The matter was then dropped, and the trial court never asked Defendant if he had agreed to his counsel's admitting guilt on the charges of involuntary manslaughter or the two counts of assault with a deadly weapon.

The record of the trial was devoid of any evidence that Defendant gave informed consent to his counsel's admission of guilt for the charges of involuntary manslaughter or the two counts of assault with a deadly weapon. For this reason, we remanded to the trial court for an evidentiary hearing to determine whether Defendant gave his counsel the consent required by Harbison and its progeny, discussed below, for the admissions of guilt made at trial by Defendant's counsel. Our Supreme Court has stated that:

A defendant's right to plead “not guilty” has been carefully guarded by the courts. When a defendant enters a plea of “not guilty,” he preserves two fundamental rights. First, he preserves the right to a fair trial as provided by the Sixth Amendment. Second, he preserves the right to hold the government to proof beyond a reasonable doubt.

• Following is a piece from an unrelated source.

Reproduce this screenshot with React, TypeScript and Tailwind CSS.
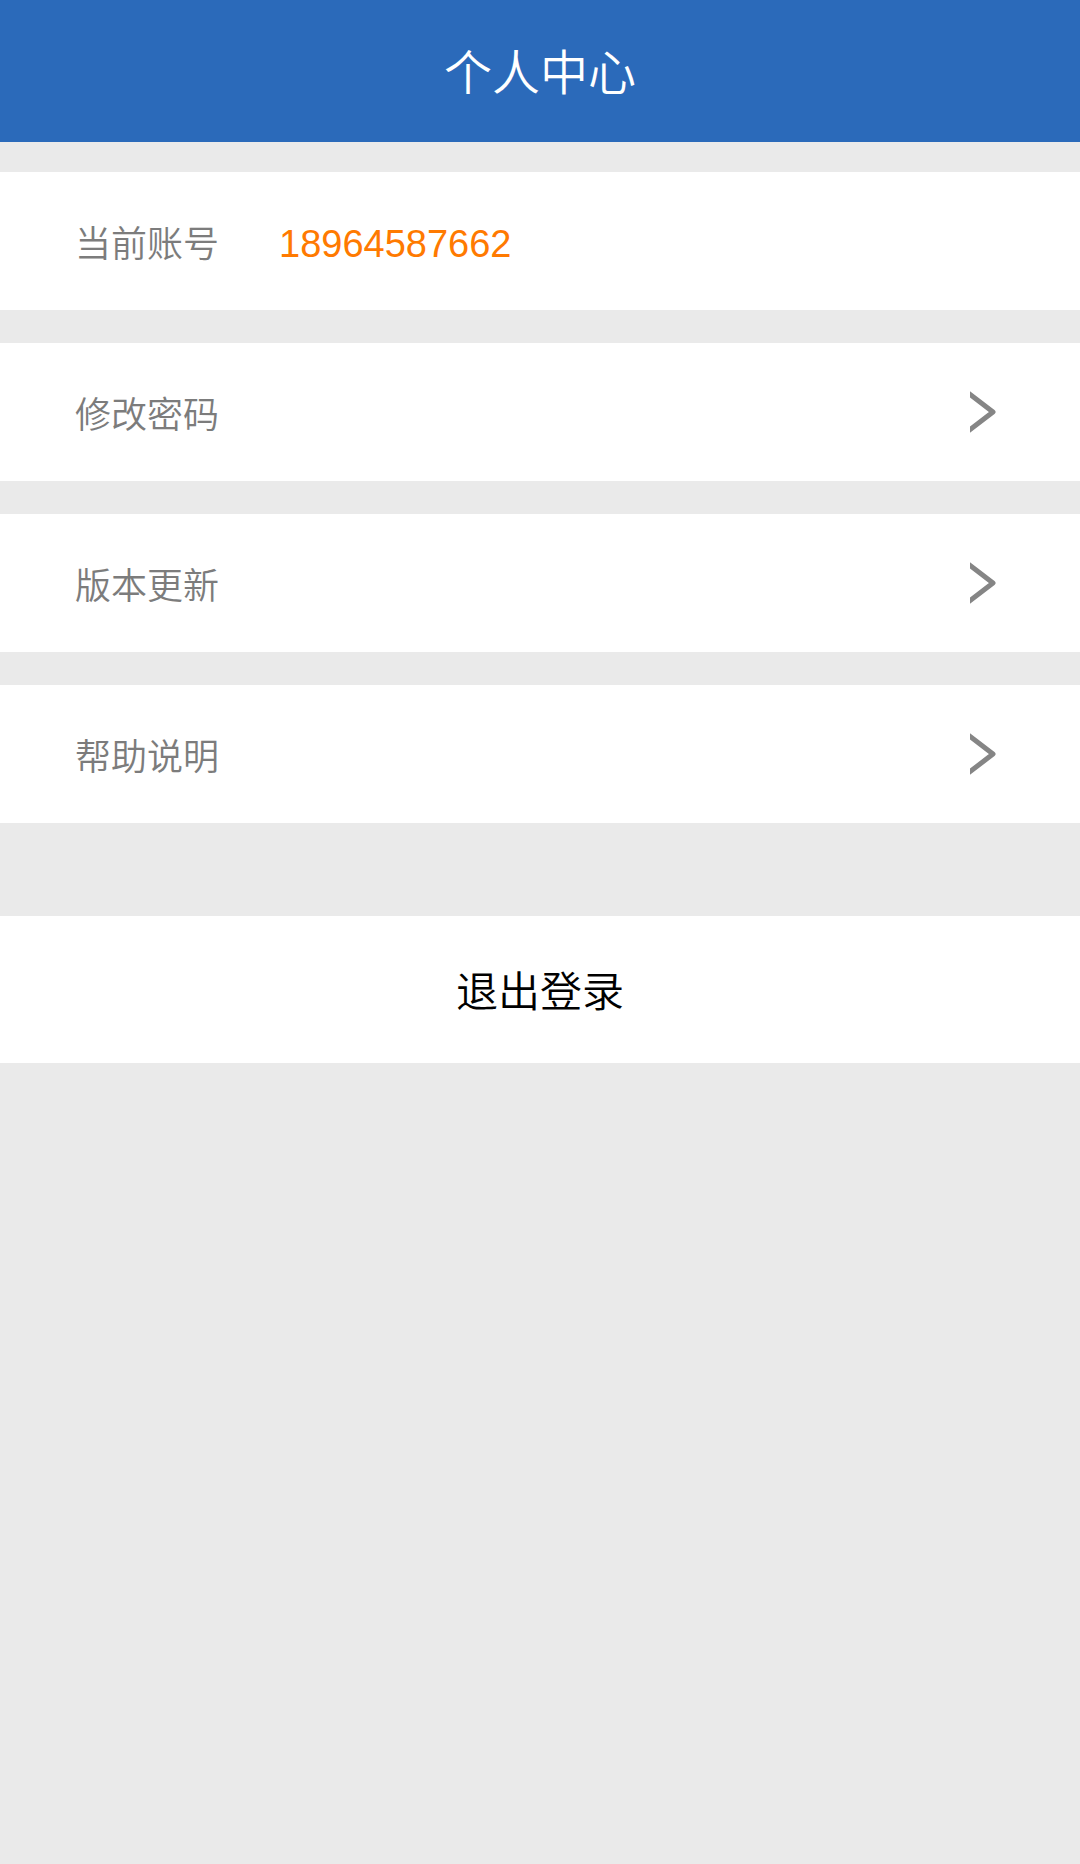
const items = ['修改密码', '版本更新', '帮助说明'];

function Chevron() {
  return (
    <svg aria-hidden="true" viewBox="0 0 26 42" className="h-[42px] w-[26px] overflow-hidden" fill="none" stroke="#858585" strokeWidth="5">
      <path d="M-3 1 L23 21 L-3 41" strokeLinejoin="round" />
    </svg>
  );
}

export default function App() {
  return (
    <div className="min-h-screen bg-[#eaeaea] font-['Noto_Sans_CJK_SC',sans-serif] text-4xl font-[350] text-[#7c7c7c]">
      <header className="flex h-[142px] items-center justify-center bg-[#2b6aba] pb-1">
        <h1 className="text-5xl font-[350] text-white">个人中心</h1>
      </header>
      <main className="pt-[30px]">
        <div className="flex flex-col gap-[33px]">
          <div className="flex h-[138px] items-center gap-[60px] bg-white px-[75px]">
            <span>当前账号</span>
            <span className="pt-1.5 font-['Liberation_Sans','Noto_Sans_CJK_SC',sans-serif] text-[38px] text-[#ff7a00]">18964587662</span>
          </div>
          {items.map((label) => (
            <button key={label} type="button" className="flex h-[138px] w-full items-center justify-between bg-white pr-[84px] pl-[75px]">
              <span>{label}</span>
              <Chevron />
            </button>
          ))}
        </div>
        <button type="button" className="mt-[93px] flex h-[147px] w-full items-center justify-center bg-white text-[42px] text-black">
          退出登录
        </button>
      </main>
    </div>
  );
}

A plea decision must be made exclusively by the defendant. “A plea of guilty or no contest involves the waiver of various fundamental rights such as the privilege against self-incrimination, the right of confrontation and the right to trial by jury.” State v. Sinclair, 301 N.C. 193, 197, 270 S.E.2d 418, 421 (1980). Because of the gravity of the consequences, a decision to plead guilty must be made knowingly and voluntarily by the defendant after full appraisal of the consequences. Boykin v. Alabama, 395 U.S. 238, 89 S.Ct. 1709, 23 L.Ed.2d 274 (1969); N.C.G.S. § 15A-1011 through § 15A-1026; State v. Sinclair, 301 N.C. 193, 270 S.E.2d 418 (1980).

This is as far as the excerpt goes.